Cette réforme sera différée sine die.

 11 « Le statut, les missions et les moyens de l’Office national des statistiques (ONS) devront être redéfinis en même temps que sera impulsée ou encouragée la création de banques de données spécialisées. » p.68

A cause de la fuite des cadres et du manque de moyens d’action, l’ONS est sous-encadré et déstructuré.

 12 « La privatisation devra être envisagée comme une des modalités de restructuration du secteur public. » p. 73

Le bilan de la privatisation est considéré par nos experts comme insignifiant. Quant au cas d’Ispat, il faut souligner que l’opération était en maturation du temps des holdings.

II - Les engagements lourds du mandat Plus que les promesses figurant dans son programme, le candidat Bouteflika a pris en 1999 un certain nombre d’engagements, définissant les contours significatifs de sa politique.

Le retour à la paix

Si l’insécurité a sensiblement diminué, les Algériens le doivent à l’ANP, ainsi qu’aux services de sécurité et aux Patriotes et à leur grande détermination dans leur lutte contre le terrorisme. La résistance des Algériens y est aussi pour beaucoup. De plus, il ne faut pas oublier que la concorde civile est une opération qui couronnait l’accord de paix signé avec l’AIS, sur initiative de l’ANP.
Les réformes

Le président sortant se prévaut de trois réformes qu’il aurait initiées et engagées : la justice, l’éducation, l’Etat et ses institutions.
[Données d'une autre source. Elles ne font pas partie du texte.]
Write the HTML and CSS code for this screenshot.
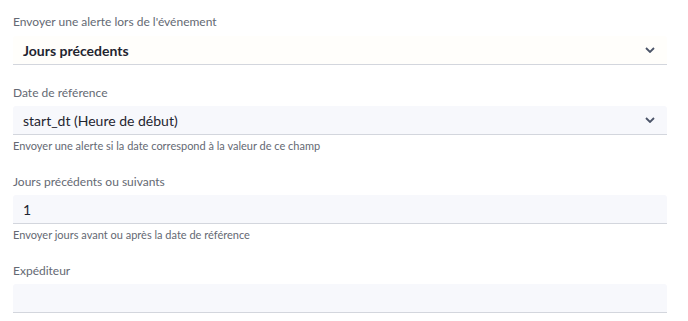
FILE: index.html
```html
<!doctype html>
<html lang="fr">
  <head>
    <meta charset="utf-8"/>
    <title>Alerte</title>
    <link rel="stylesheet" href="styles.css">
  </head>
  <body>
    <div id="wrapper">
      <!-- alert trigger -->
      <div class="field first">
        <div class="field_label">Envoyer une alerte lors de l'événement</div>
        <div class="field_input cream select">
          <span class="value bold">Jours précedents</span>
          <svg class="chevron" width="10" height="6" viewBox="0 0 10 6"><path d="M1 1l4 4 4-4" fill="none" stroke="#4b5468" stroke-width="1.8"/></svg>
        </div>
      </div>

      <div class="field">
        <div class="field_label">Date de référence</div>
        <div class="field_input select">
          <span class="value">start_dt (Heure de début)</span>
          <svg class="chevron" width="10" height="6" viewBox="0 0 10 6"><path d="M1 1l4 4 4-4" fill="none" stroke="#4b5468" stroke-width="1.8"/></svg>
        </div>
        <div class="field_help">Envoyer une alerte si la date correspond à la valeur de ce champ</div>
      </div>

      <div class="field">
        <div class="field_label">Jours précédents ou suivants</div>
        <div class="field_input">
          <span class="value">1</span>
        </div>
        <div class="field_help">Envoyer jours avant ou après la date de référence</div>
      </div>

      <div class="field">
        <div class="field_label">Expéditeur</div>
        <div class="field_input">
          <span class="value"></span>
        </div>
      </div>
    </div>
  </body>
</html>
```

FILE: styles.css
```css
/* page */
body{
  margin: 0;
  font-family: Lato, "Open Sans", sans-serif;
  background: #fff;
}
#wrapper{
  padding: 13px 21px 0 13px;
}
/* one form row */
.field{
  margin-bottom: 20px;
}
.field.first{
  margin-bottom: 19px;
}
.field_label{
  font-size: 12px;
  line-height: 18px;
  color: #646973;
  margin-bottom: 4px;
}
.field.first .field_label{
  margin-bottom: 5px;
}
.field_input{
  display: flex;
  align-items: center;
  justify-content: space-between;
  height: 28px;
  padding: 0 12px 0 10px;
  background: #f7f8fc;
  border-bottom: 1px solid #d3d6dd;
  border-radius: 3px 3px 0 0;
}
.field_input.cream{
  background: #fffefb;
}
.value{
  font-size: 14px;
  color: #1f2530;
}
.bold{
  font-weight: 700;
}
.chevron{
  display: block;
}
.field_help{
  margin-top: 3px;
  font-size: 11px;
  line-height: 15px;
  color: #646973;
}
```
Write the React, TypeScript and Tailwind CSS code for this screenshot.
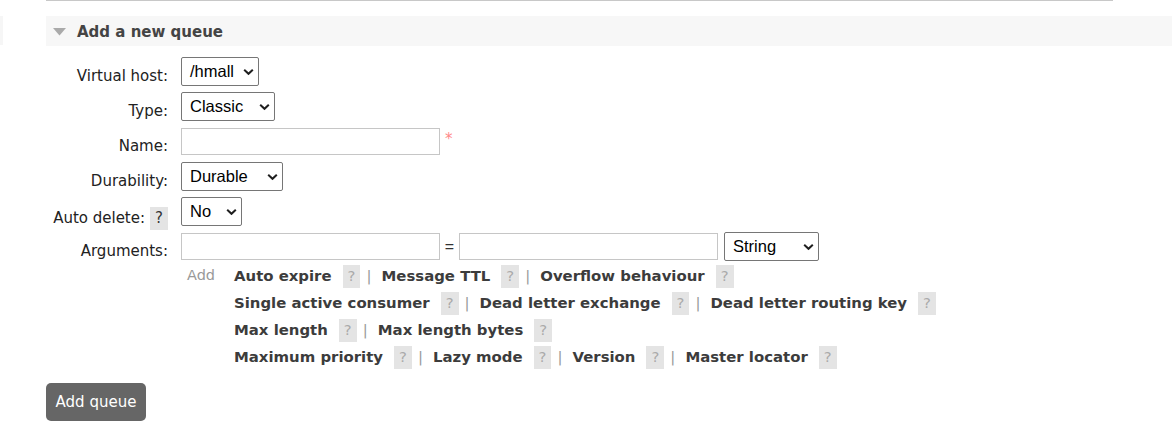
import React from "react";

const Chevron = () => (
  <svg
    className="pointer-events-none absolute right-[5px] top-1/2 -translate-y-1/2"
    width="11"
    height="7"
    viewBox="0 0 11 7"
    fill="none"
  >
    <path d="M1.2 1.2 L5.5 5.3 L9.8 1.2" stroke="#1f1f1f" strokeWidth="2" />
  </svg>
);

function Select({ value, width }: { value: string; width: string }) {
  return (
    <div className={`relative h-[29px] ${width}`}>
      <div className="flex h-full w-full items-center rounded-[2px] border border-[#767676] bg-white pl-[8px] font-['Liberation_Sans',Arial,sans-serif] text-[16.5px] leading-none text-black">
        {value}
      </div>
      <Chevron />
    </div>
  );
}

function Input({ width }: { width: string }) {
  return <div className={`h-[27px] ${width} border border-[#c6c6c6] bg-white`} />;
}

function Row({
  label,
  children,
  help,
}: {
  label: string;
  children: React.ReactNode;
  help?: boolean;
}) {
  return (
    <div className="flex h-[35px]">
      <div className="w-[122px] pt-[13px] text-right leading-[18px] text-[#222]">
        {label}
        {help && (
          <span className="ml-[5px] inline-block bg-[#e4e4e4] px-[5px] align-baseline leading-[23px] text-[#333]">
            ?
          </span>
        )}
      </div>
      <div className="ml-[13px] flex h-full items-center">{children}</div>
    </div>
  );
}

function LinkLine({ items }: { items: string[] }) {
  return (
    <div className="h-[27px] whitespace-nowrap text-[14.9px] leading-[27px]">
      {items.map((it, i) => (
        <React.Fragment key={it}>
          {i > 0 && <span className="ml-[6px] mr-[10px] inline-block text-[#999]">|</span>}
          <span className="font-bold text-[#3c3c3c]">{it}</span>
          <span className="ml-[11px] inline-block bg-[#e4e4e4] px-[5px] leading-[23px] text-[#aaa]">
            ?
          </span>
        </React.Fragment>
      ))}
    </div>
  );
}

export default function App() {
  return (
    <div className="flex h-[429px] w-[1172px] overflow-hidden bg-white font-['DejaVu_Sans',Verdana,sans-serif] text-[15px]">
      <div className="mt-[16px] h-[29px] w-[3px] bg-[#f6f6f6]" />
      <div className="ml-[43px] flex flex-1 flex-col">
        <div className="h-[1px] w-[1067px] bg-[#c8c8c8]" />
        <div className="mt-[15px] flex h-[30px] items-center bg-[#f7f7f7] pl-[7px]">
          <svg width="13" height="8" viewBox="0 0 13 8" className="mt-[1px]">
            <path d="M0 0 L13 0 L6.5 7.5 Z" fill="#aaa" />
          </svg>
          <span className="ml-[11px] pt-[3px] text-[15px] font-bold text-[#444]">
            Add a new queue
          </span>
        </div>

        <div className="mt-[8px] flex flex-col">
          <Row label="Virtual host:">
            <Select value="/hmall" width="w-[78px]" />
          </Row>
          <Row label="Type:">
            <Select value="Classic" width="w-[94px]" />
          </Row>
          <Row label="Name:">
            <Input width="w-[259px]" />
            <span className="ml-[5px] self-start pt-[4px] text-[#f88]">*</span>
          </Row>
          <Row label="Durability:">
            <Select value="Durable" width="w-[102px]" />
          </Row>
          <Row label="Auto delete:" help>
            <Select value="No" width="w-[61px]" />
          </Row>
          <Row label="Arguments:">
            <Input width="w-[259px]" />
            <span className="w-[19px] text-center font-['Liberation_Sans',Arial,sans-serif] text-[16px] text-[#333]">
              =
            </span>
            <Input width="w-[259px]" />
            <div className="ml-[6px]">
              <Select value="String" width="w-[95px]" />
            </div>
          </Row>

          <div className="flex">
            <div className="w-[135px]" />
            <div className="w-[53px] pl-[6px] pt-[2px] text-[14.5px] leading-[18px] text-[#999]">
              Add
            </div>
            <div className="-mt-[1px] flex flex-col">
              <LinkLine items={["Auto expire", "Message TTL", "Overflow behaviour"]} />
              <LinkLine
                items={["Single active consumer", "Dead letter exchange", "Dead letter routing key"]}
              />
              <LinkLine items={["Max length", "Max length bytes"]} />
              <LinkLine items={["Maximum priority", "Lazy mode", "Version", "Master locator"]} />
            </div>
          </div>
        </div>

        <button className="mt-[12px] h-[38px] w-[100px] rounded-[5px] bg-[#666] text-[15px] text-white">
          Add queue
        </button>
      </div>
    </div>
  );
}
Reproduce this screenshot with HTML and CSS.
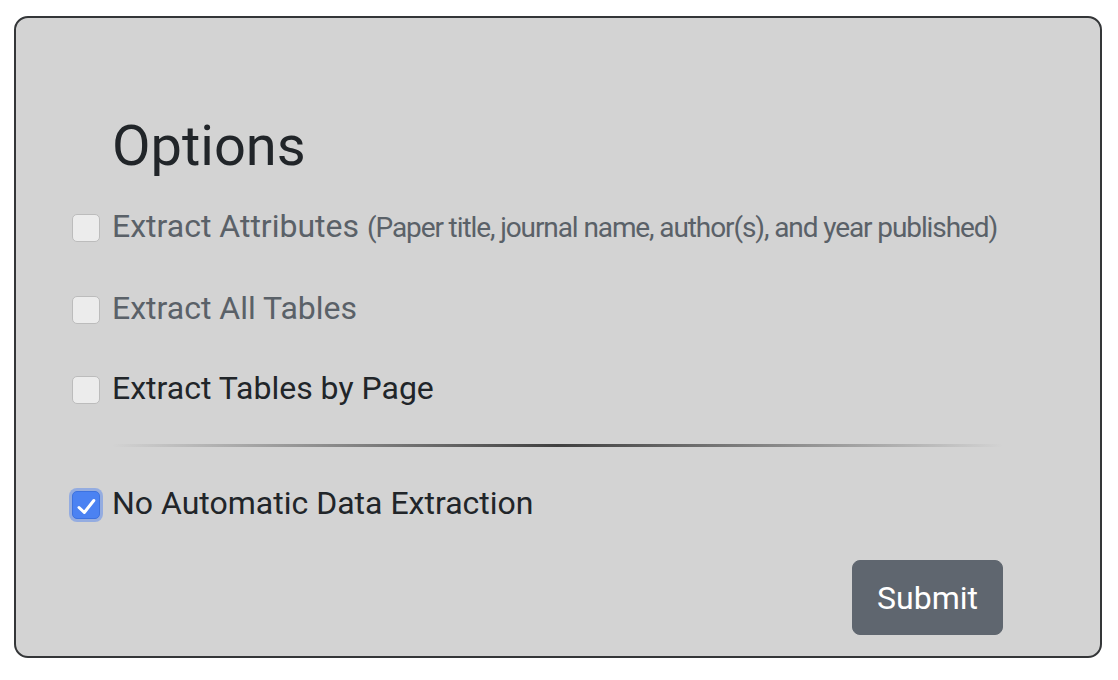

Des commissions ont été installées en grande pompe ; elles ont travaillé, puis produit des rapports, dont les acteurs et opérateurs des secteurs concernés n’ont jamais pris connaissance tout autant que l’opinion publique qui en ignore le contenu, alors que ce sont les citoyens algériens qui sont les premiers intéressés. Aucune suite n’a été donnée aux travaux de ces commissions.

Les réformes économiques

Elles sont à l’arrêt. Trois ministres chargés de la privatisation se sont succédé, sans qu’aucune privatisation ait lieu, à l’exception de la cession du complexe sidérurgique de Annaba au groupe Ispat, dont il est question plus haut. La réforme du système bancaire est toujours en panne. Les exportations hors hydrocarbures plafonnent à cinq cents (500) millions de dollars américains ; celles des produits manufacturés ne dépassent pas deux cents (200) millions de dollars, soit 1 % des exportations du pays. Notre économie est toujours peu performante et peu compétitive. Notre productivité est la plus faible du bassin méditerranéen. Elle est de plus en plus dépendante des hydrocarbures. En 1998, le pétrole et le gaz représentaient 30 % de la richesse nationale. En 2002, 42 %. Dans le même temps, l’industrie, qui représentait 10 % de la richesse du pays, n’en représente plus que 7,5 %.

La relance de l’économie

Il faut d’abord relever que le président-candidat, malgré une situation financière favorable dès fin 1999, a attendu deux ans et demi après son élection, soit juin 2001, pour mettre en œuvre le Plan de soutien à la relance économique (PSRE). Le président n’a bougé que sous la pression des institutions (CNES, UGTA, etc.), qui ne comprenaient pas pourquoi l’Etat, disposant des ressources financières suffisantes, ne relançait pas la machine économique. Il faut ensuite constater que ce plan a été mis en œuvre sans stratégie claire et cohérente et sans aucun débat préalable. Une série d’enveloppes financières a été allouée à des projets, qui, pour la plupart anciens, étaient à l’arrêt. Le bilan de ce PSRE n’a jamais été réalisé ni présenté à l’APN pour évaluation. Le chômage aurait baissé. En 1999, il était de 29 % et en 2003 de 23 %. Pour maintenir le chômage au taux de 1999 (29 %), il aurait fallu créer 250 000 postes de travail par an, pour absorber les nouvelles demandes d’emploi. Pour diminuer le chômage de 6 %, comme le prétend le président sortant, et passer de 29 à 23 %, il aurait fallu créer chaque année près de deux millions d’emplois, durant ces quatre dernières années. Nous sommes loin du compte.

La croissance économique

La croissance économique de 4 % en 2002 et de 6,8 % en 2003 est due à une injection massive d’argent (environ 800 milliards de dinars algériens), à une bonne pluviosité et, surtout, à un marché pétrolier mondial favorable. Une telle croissance présente les caractéristiques suivantes : Elle est coûteuse, puisque reposant sur une injection d’argent et non sur une amélioration de la productivité, soit une meilleure manière de travailler. Elle est éphémère du fait qu’elle cessera dès que baisseront les prix du pétrole. Enfin, elle est extensive, ne reposant pas sur des actions structurelles qui viseraient à améliorer les performances de l’économie. Il faut en outre préciser que, durant la période allant de 1995 à 1998, la croissance annuelle fut de 3,6% en moyenne. Pour la période 1999-2002, la croissance annuelle moyenne s’est située à 3,8%. Nous constatons que, structurellement, nous en sommes au même taux depuis dix ans. En annonçant le taux de 6,8% de 2003, il ne faut pas omettre d’annoncer les chiffres médiocres de 2000, 2001 et 2002.